» What is required
Write out all lines holding the word "with".

» Available data
------------------------------

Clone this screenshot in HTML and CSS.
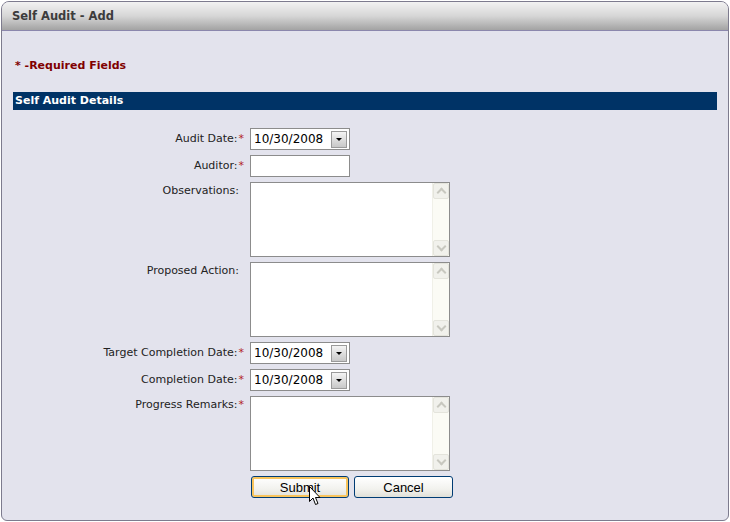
FILE: index.html
```html
<!DOCTYPE html>
<html lang="en">
<head>
    <meta charset="UTF-8">
    <title>Self Audit - Add</title>
    <link rel="stylesheet" href="styles.css">
</head>
<body>
    <div class="window">
        <div class="title-bar">Self Audit - Add</div>
        <div class="content">
            <div class="required-note">* -Required Fields</div>
            <div class="section-head">Self Audit Details</div>

            <div class="form">
                <label class="lbl">Audit Date:<span class="req">*</span></label>
                <div class="date-box">
                    <span class="date-text">10/30/2008</span>
                    <span class="drop-btn"><span class="arrow"></span></span>
                </div>

                <label class="lbl">Auditor:<span class="req">*</span></label>
                <div class="text-box"></div>

                <label class="lbl lbl-top">Observations:</label>
                <div class="memo">
                    <div class="memo-text"></div>
                    <div class="scroll">
                        <span class="sbtn up"></span>
                        <span class="sbtn down"></span>
                    </div>
                </div>

                <label class="lbl lbl-top">Proposed Action:</label>
                <div class="memo">
                    <div class="memo-text"></div>
                    <div class="scroll">
                        <span class="sbtn up"></span>
                        <span class="sbtn down"></span>
                    </div>
                </div>

                <label class="lbl">Target Completion Date:<span class="req">*</span></label>
                <div class="date-box">
                    <span class="date-text">10/30/2008</span>
                    <span class="drop-btn"><span class="arrow"></span></span>
                </div>

                <label class="lbl">Completion Date:<span class="req">*</span></label>
                <div class="date-box">
                    <span class="date-text">10/30/2008</span>
                    <span class="drop-btn"><span class="arrow"></span></span>
                </div>

                <label class="lbl lbl-top">Progress Remarks:<span class="req">*</span></label>
                <div class="memo">
                    <div class="memo-text"></div>
                    <div class="scroll">
                        <span class="sbtn up"></span>
                        <span class="sbtn down"></span>
                    </div>
                </div>

                <div></div>
                <div class="buttons">
                    <button class="btn focused">Submit
                        <svg class="cursor" width="12" height="20" viewBox="0 0 12 20">
                            <path d="M0.5 0.5 L0.5 15.5 L4 12 L6.5 18.5 L9 17.5 L6.5 11.5 L11 11.5 Z" fill="#fff" stroke="#000" stroke-width="1"/>
                        </svg>
                    </button>
                    <button class="btn cancel">Cancel</button>
                </div>
            </div>
        </div>
    </div>
</body>
</html>
```

FILE: styles.css
```css
body {
    margin: 0;
    background: #fff;
    font-family: "DejaVu Sans", Verdana, sans-serif;
}

.window {
    margin: 1px;
    width: 728px;
    height: 520px;
    box-sizing: border-box;
    border: 1px solid #7d7b8e;
    border-radius: 8px 8px 6px 6px;
    background: #e3e3ed;
    overflow: hidden;
}

.title-bar {
    height: 28px;
    line-height: 28px;
    padding-left: 10px;
    font-size: 11.5px;
    font-weight: bold;
    color: #3c3c3c;
    background: linear-gradient(#f2f2f2, #d6d6d6 50%, #a3a3a3);
    border-bottom: 1px solid #8b87ad;
}

.content {
    padding: 0 11px;
}

.required-note {
    margin-top: 28px;
    height: 14px;
    line-height: 14px;
    font-size: 11px;
    font-weight: bold;
    color: #800000;
    padding-left: 2px;
}

.section-head {
    margin-top: 19px;
    height: 18px;
    line-height: 18px;
    background: #003366;
    color: #fff;
    font-size: 11px;
    font-weight: bold;
    padding-left: 2px;
}

.form {
    display: grid;
    grid-template-columns: 231px auto;
    column-gap: 6px;
    row-gap: 5px;
    margin-top: 18px;
    align-items: start;
}

.lbl {
    font-size: 11px;
    color: #222;
    text-align: right;
    line-height: 22px;
}

.lbl-top {
    line-height: 14px;
    padding-top: 2px;
    padding-right: 5px;
}

.lbl-top .req {
    margin-right: -5px;
}

.req {
    color: #b22222;
    margin-left: 1px;
}

.date-box {
    width: 100px;
    height: 22px;
    box-sizing: border-box;
    border: 1px solid #8c8c8c;
    background: #fff;
    display: flex;
    align-items: center;
    justify-content: space-between;
    padding: 0 2px 0 3px;
}

.date-text {
    font-size: 12px;
    color: #000;
}

.drop-btn {
    width: 16px;
    height: 17px;
    box-sizing: border-box;
    border: 1px solid #9a9a9a;
    background: linear-gradient(#f4f4f4, #c8c8c8);
    display: flex;
    align-items: center;
    justify-content: center;
}

.arrow {
    width: 0;
    height: 0;
    border-left: 3px solid transparent;
    border-right: 3px solid transparent;
    border-top: 3px solid #000;
}

.text-box {
    width: 100px;
    height: 22px;
    box-sizing: border-box;
    border: 1px solid #8c8c8c;
    background: #fff;
}

.memo {
    width: 200px;
    height: 75px;
    box-sizing: border-box;
    border: 1px solid #8c8c8c;
    background: #fff;
    display: flex;
}

.memo-text {
    flex: 1;
}

.scroll {
    width: 16px;
    background: #fbfbf5;
    display: flex;
    flex-direction: column;
    justify-content: space-between;
    border-left: 1px solid #f0f0e8;
}

.sbtn {
    height: 16px;
    box-sizing: border-box;
    border: 1px solid #e4e4dc;
    border-radius: 2px;
    background: #f1f1ec;
    position: relative;
}

.sbtn::after {
    content: "";
    position: absolute;
    left: 4px;
    width: 5px;
    height: 5px;
    border-left: 2px solid #c8c8c0;
    border-top: 2px solid #c8c8c0;
}

.sbtn.up::after {
    top: 5px;
    transform: rotate(45deg);
}

.sbtn.down::after {
    top: 2px;
    transform: rotate(225deg);
}

.buttons {
    display: flex;
    gap: 5px;
    margin-left: 1px;
}

.btn {
    width: 98px;
    height: 22px;
    border: 1px solid #003c74;
    border-radius: 3px;
    background: linear-gradient(#ffffff, #f2f2ee 60%, #e0e0d8);
    font-family: "Liberation Sans", Arial, sans-serif;
    font-size: 13px;
    color: #000;
    padding: 0;
    position: relative;
}

.btn.cancel {
    width: 99px;
}

.btn.focused {
    box-shadow: inset 0 0 0 2px #f8c45c;
}

.cursor {
    position: absolute;
    left: 57px;
    top: 9px;
}
```
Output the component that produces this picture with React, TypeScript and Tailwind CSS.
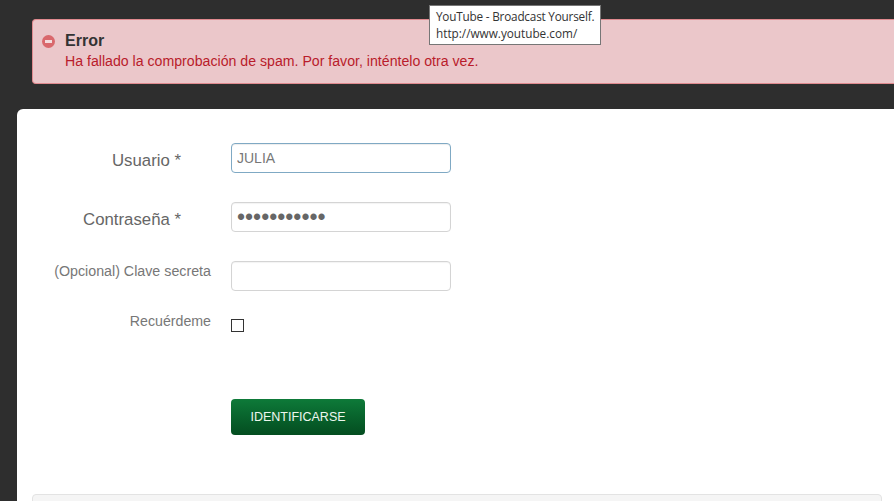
// Login page with spam error alert
export default function App() {
  return (
    <div className="relative h-[501px] w-[894px] overflow-hidden bg-[#2e2e2e] font-['Liberation_Sans',Arial,sans-serif]">
      {/* Error alert */}
      <div className="ml-8 mt-[19px] flex h-[65px] w-[900px] rounded-l border border-[#e08a8f] border-r-0 bg-[#ebc7ca] pl-[9px] pt-[12px]">
        <svg className="mt-[3px] h-[13px] w-[13px] shrink-0" viewBox="0 0 13 13">
          <circle cx="6.5" cy="6.5" r="6.5" fill="#d9686c" />
          <rect x="3" y="5" width="7" height="3" fill="#f3dcdd" />
        </svg>
        <div className="ml-[10px]">
          <div className="text-[16px] font-bold leading-[18px] text-[#333333]">Error</div>
          <div className="mt-[1px] text-[14.15px] leading-[20px] text-[#b91c2b]">
            Ha fallado la comprobación de spam. Por favor, inténtelo otra vez.
          </div>
        </div>
      </div>

      {/* Login card */}
      <div className="ml-[17px] mt-[25px] h-[500px] w-[890px] rounded-tl-md bg-white pt-[34px]">
        <form className="flex flex-col">
          <div className="flex h-[30px] items-center">
            <label className="w-[164px] pt-[6px] text-right text-[16.8px] text-[#666666]">Usuario *</label>
            <input
              readOnly
              value="JULIA"
              className="ml-[50px] h-[30px] w-[220px] rounded border border-[#7fa9c4] bg-white px-[5px] text-[14px] text-[#777777] shadow-[inset_0_1px_1px_rgba(0,0,0,0.075)] outline-none"
            />
          </div>
          <div className="mt-[29px] flex h-[30px] items-center">
            <label className="w-[164px] pt-[6px] text-right text-[16.8px] text-[#666666]">Contraseña *</label>
            <input
              readOnly
              type="password"
              value="12345678901"
              className="ml-[50px] h-[30px] w-[220px] rounded border border-[#d4d4d4] bg-white px-[5px] text-[23px] text-[#666666] shadow-[inset_0_1px_1px_rgba(0,0,0,0.05)] outline-none"
            />
          </div>
          <div className="mt-[29px] flex h-[30px] items-start">
            <label className="w-[194px] whitespace-nowrap text-right text-[14.25px] text-[#777777]">(Opcional) Clave secreta</label>
            <input
              readOnly
              className="ml-[20px] h-[30px] w-[220px] rounded border border-[#d4d4d4] bg-white shadow-[inset_0_1px_1px_rgba(0,0,0,0.05)] outline-none"
            />
          </div>
          <div className="mt-[20px] flex items-start">
            <label className="w-[194px] text-right text-[14.2px] text-[#777777]">Recuérdeme</label>
            <span className="ml-[20px] mt-[8px] h-[13px] w-[13px] border border-[#333333] bg-white" />
          </div>
          <button
            type="button"
            className="ml-[214px] mt-[67px] h-[36px] w-[134px] rounded bg-gradient-to-b from-[#0e7a39] to-[#044d20] text-[12.5px] text-[#eef7ef]"
          >
            IDENTIFICARSE
          </button>
        </form>

        {/* Bottom panel */}
        <div className="ml-[15px] mt-[59px] h-[40px] w-[850px] rounded border border-[#e3e3e3] bg-[#f5f5f5]" />
      </div>

      {/* Browser tooltip over the alert */}
      <div className="absolute left-[429px] top-[5px] h-[40px] w-[172px] whitespace-nowrap border border-[#767676] bg-white pl-[6px] pt-[2px] font-['Open_Sans',sans-serif] text-[11.75px] leading-[17px] text-[#333333]">
        <div className="tracking-[-0.2px]">YouTube - Broadcast Yourself.</div>
        <div>http://www.youtube.com/</div>
      </div>
    </div>
  );
}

------------------------------

» Reply
Output the component that produces this picture with React, TypeScript and Tailwind CSS.
// Login page with spam error alert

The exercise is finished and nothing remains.